Bob begins to develop a relationship with his smiling fantasy girl, who is now quadraplegic due to her injuries from the shootout. He lovingly tends to her and her needs. We can see how his life is defined by the love he gives and receives. At the beginning, he rants about how emasculated men have become in modern society as part of his buildup to violence, but his relationship with the girl becomes loving and tender. Things become increasingly surreal, people mock him for being with the girl only because of her disability making her dependent on him.

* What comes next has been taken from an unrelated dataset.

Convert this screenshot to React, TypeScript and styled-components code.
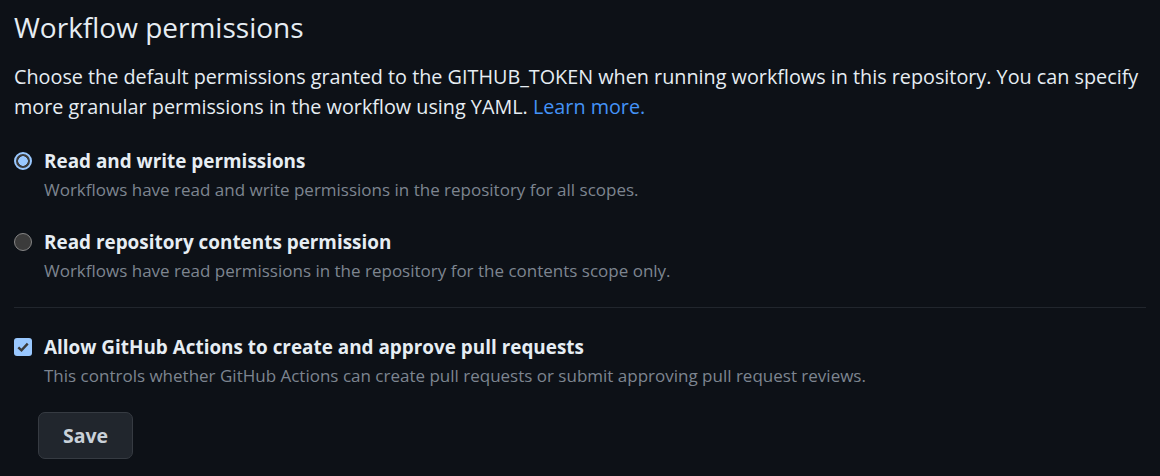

SPOILERS! At the end, we come full circle. Bob is back to his disturbed self, ranting in rage how his dream girl will leave him and return to the William H. Macy character's side when she recovers. The insecurity leading to rage and instability are all there. And finally, we are back at the beginning of the film, with Bob dressed the same, in the exact same spot, but now in the position of his coworker, holding a gun out at the girl of his fantasy dreams. This is probably open to interpretation, but what I think happened was that the movie was an extended fantasy and rumination about possibilities and Bob's fate, which leads Bob to turn the gun on himself rather than gun down the girl of his dreams. A sort of slipstream dream that shows us the contours of Bob's character and his relationship to the girl he would murder, a "what might have been" that is pulled off not as a cheesy cop-out but done remarkably well.